**MATERIAL PROVIDED**
────────────────────

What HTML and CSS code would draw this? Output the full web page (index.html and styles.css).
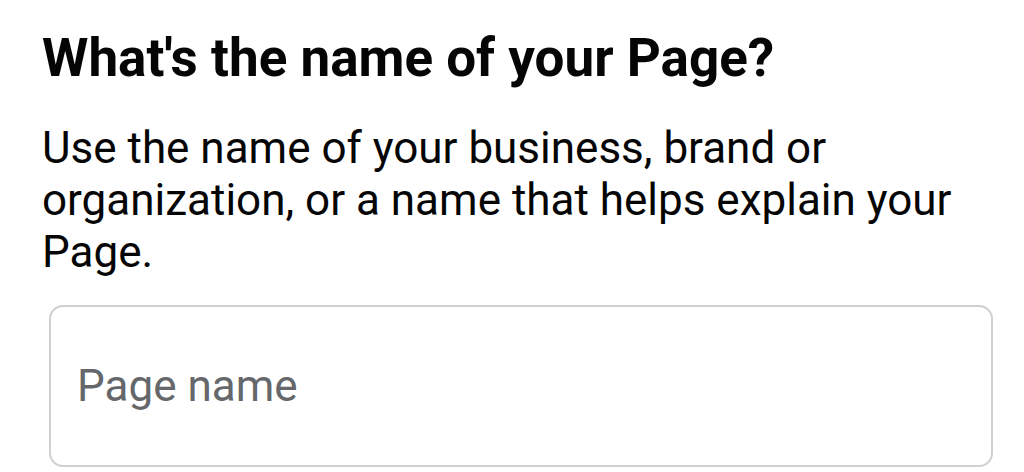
FILE: index.html
```html
<!DOCTYPE html>
<html lang="en">
<head>
    <meta charset="UTF-8">
    <title>Create a Page</title>
    <link rel="stylesheet" href="styles.css">
</head>
<body>
    <div class="page-name">
        <h1 class="title">What's the name of your Page?</h1>
        <p class="hint">Use the name of your business, brand or organization, or a name that helps explain your Page.</p>
        <div class="field">
            <input type="text" class="field-input" placeholder="Page name">
        </div>
    </div>
</body>
</html>
```

FILE: styles.css
```css
body {
    font-family: Roboto, "Liberation Sans", Arial, sans-serif;
    background-color: #fff;
    color: #050505;
    margin: 0;
}

.page-name {
    padding: 27px 31px 0 42px;
}

.title {
    font-size: 53px;
    font-weight: 700;
    line-height: 62px;
    margin: 0;
}

.hint {
    font-size: 44px;
    line-height: 52px;
    margin: 33px 0 0 0;
}

.field {
    margin: 27px 0 0 7px;
}

.field-input {
    display: block;
    width: 100%;
    height: 162px;
    box-sizing: border-box;
    padding: 0 26px;
    border: 2px solid #d0d0d0;
    border-radius: 14px;
    font-family: Roboto, "Liberation Sans", Arial, sans-serif;
    font-size: 44px;
    color: #050505;
    outline: none;
}

.field-input::placeholder {
    color: #65676b;
}
```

────────────────────

**WHAT THE EXERCISE ASKS**
Reproduce the data verbatim. Do not carry any picture into the copy.

**RESULT FOR THIS EXERCISE**
What HTML and CSS code would draw this? Output the full web page (index.html and styles.css).
FILE: index.html
```html
<!DOCTYPE html>
<html lang="en">
<head>
    <meta charset="UTF-8">
    <title>Create a Page</title>
    <link rel="stylesheet" href="styles.css">
</head>
<body>
    <div class="page-name">
        <h1 class="title">What's the name of your Page?</h1>
        <p class="hint">Use the name of your business, brand or organization, or a name that helps explain your Page.</p>
        <div class="field">
            <input type="text" class="field-input" placeholder="Page name">
        </div>
    </div>
</body>
</html>
```

FILE: styles.css
```css
body {
    font-family: Roboto, "Liberation Sans", Arial, sans-serif;
    background-color: #fff;
    color: #050505;
    margin: 0;
}

.page-name {
    padding: 27px 31px 0 42px;
}

.title {
    font-size: 53px;
    font-weight: 700;
    line-height: 62px;
    margin: 0;
}

.hint {
    font-size: 44px;
    line-height: 52px;
    margin: 33px 0 0 0;
}

.field {
    margin: 27px 0 0 7px;
}

.field-input {
    display: block;
    width: 100%;
    height: 162px;
    box-sizing: border-box;
    padding: 0 26px;
    border: 2px solid #d0d0d0;
    border-radius: 14px;
    font-family: Roboto, "Liberation Sans", Arial, sans-serif;
    font-size: 44px;
    color: #050505;
    outline: none;
}

.field-input::placeholder {
    color: #65676b;
}
```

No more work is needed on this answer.